NC: I’m sure a number of our readers know that Swift is an acclaimed musician and producer that, besides you, has worked with the likes The Shins, Damien Jurado, Guster, and the list goes on, not to mention that he has recently spent some time on the road with The Black Keys. So, what did the creative process look like with the two of you?
JB: He took these raw songs and arranged them in such a way that was really exciting to me. He also played most of the instruments on the record, along with Casey Foubert who is also an incredibly talented guy, but Richard was really the driving force on the music end. I had some ambitious ideas for Little Spark, and really put it all out there. He was able to sonically capture the sounds that I was going for at the time.
NC: What was the process of releasing it like?
JB: The record took forever to come out. It was truly exhausting. I cried many nights. I honestly thought I was going to lose it, because I truly felt like I had created something so special… and so perfect for me in that moment. I still listen back on it, and think about how proud I am of it. But, I couldn’t get it out. I would send it to everyone, but they would say to me, “I love this, but you’re not going to tour, and you’re a wife now. You’re not hungry enough.” We finally found a home in Thirty Tigers and found Kim Buie, who totally changed my life.
NC: So, how did you transition to Dark Place?
JB: I called Richard and asked if he could fly out to meet because I just had to work on some new material. So he brought his four track to record an EP. I start calling friends to see if we could borrow all of the equipment we would need. It just all worked out, and we did the Pleasure Center EP. When we were finished, we knew it was the foundation of the next project. It was weird and really lo-fi. So, we wanted to bridge the gap between those projects, and that was really the birth of Dark Place.
Then I get pregnant, and go through a world of emotions through that and have a lot of new challenges as a new mommy. You know, the rush of hormones and the fall of hormones is no joke. It pretty much shut me down for a year before I could finally start writing again. Then Richard came back to visit, and it all poured out of me. We had five songs in four hours. It was just ripe for the picking… effortless.
Of course, as I was supposed to head out to Oregon to record with Richard, I started questioning what I was doing. I mean, I just had some iPhone demos. I didn’t think I was prepared at all. I told my husband that I didn’t need to go out there to do this yet, and to leave my family. He pretty much pushed me out the door. I got to Oregon, where Richard had just put his mother’s ashes out to sea after she died suddenly. So, there were all of those emotions for him, and I was terrified and missing my family like crazy. But, as soon as we started, everything melted away, and we, just like, cabled into the album. We just let it define itself, ya know?

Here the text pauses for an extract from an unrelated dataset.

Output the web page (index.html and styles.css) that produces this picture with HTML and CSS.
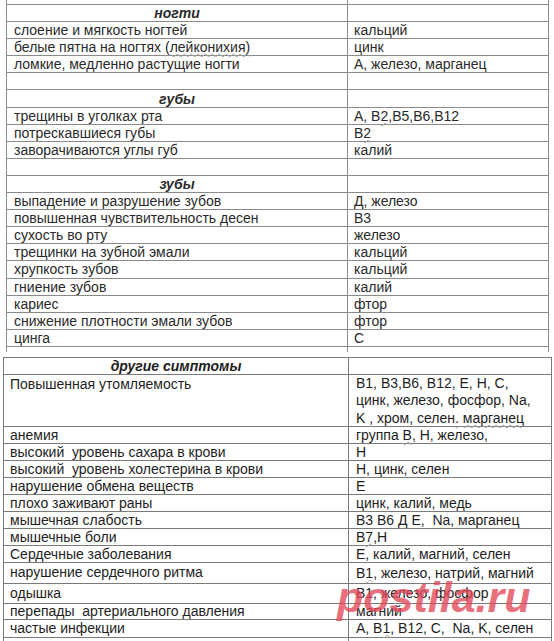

NC: There is something about Dark Place that is so visceral with emotion pouring out of it. So, it makes a lot of sense that you guys were both struggling with that.
JB: Right. Like Little Spark was very planned. I had an idea, and I really brought that idea to life. With Dark Place, we just let it all out.
NC: So, the title of the album is pretty much the perfect descriptor of the hard times that you guys were going through then.
JB: Absolutely. It was just sort of the vibe that I saw in my head. I started journaling, and that loosely became the title track. You know, the idea that I have this part of me, I mean we all have it, that Dark Place. And, in many ways, my daughter and my family filled that void for me, and saved me from being my own worst enemy. It was also this acknowledgement that my child, because she is human, is more than likely going to have this place in her as well, and, it’s okay. It’s just about what you chose to fill the place with that truly matters in the end. So, for me that is kind of the mission statement about the album. There is a lot of hope in each song even though it is moody, raw, and sonically has some relentless punches when it needs them, but there is also a lot of love in the lyrics, even when it might be ugly.
NC: So it is almost like a gift to your daughter?
JB: Totally. I mean, I certainly hope so.
NC: Were there others that were part of where Dark Place came from?
JB: It was really a lot of me and Richard, but it wouldn’t have gone anywhere without my cheerleader, Nathan (her husband), telling me not to deny these songs. He’s always been supportive of me, but, when the person you share you life with tells you, “This is your message right now. Go make this record.”, that’s inspiring.
NC: Beyond supportive.
JB: Right. Beyond supportive. I mean, even though he knew that I was saying a lot of things about myself and, I guess, potentially us and my family. He wanted me to get these songs out.
NC: So, what’s next? I mean, you’re releasing the record this week, but do you want to tour the record, or is that hard with a family?
JB: Sure. It would be hard to do with a family. I would love to play a bunch of dates with the record though, but touring isn’t easy. It’s hard as a business. It’s hard to make the money work. You know, the band has to get paid to be out on the road with me, and even if I’m selling out club level shows, it’s hard to go out at that level and not lose money. So, I’m hoping the record is well received, and there is a demand for more dates, because I would definitely be up for it.
NC: You do have a few dates lined up for now though, including a show at 3rd & Lindsley on Saturday right?
JB: Yes! Really looking forward to that!
NC: Have you and or Richard started working on new songs for another album? Or are you taking a minute to take a deep breath.
JB: Well, it’s a lot of work to do a record. Both, in time and energy and financially, so I would have to figure that out before I move into another record. But, the crazy thing is, as soon as we finished Dark Place, I wrote a new song and he started a song that he sent to me. And, I just wrote another new song, so we have like three songs for the next project, if or when that happens. I’m really only focusing on getting Dark Place out for right now.
NC: Of course. Well, we’re excited to see the response to Dark Place, because it’s a great record. Thanks for taking the time to chat with us.
Dark Place releases April 7, 2015, and you can catch Jessie Baylin at Grimey’s tonight for an in-store and Saturday night at 3rd & Lindsley.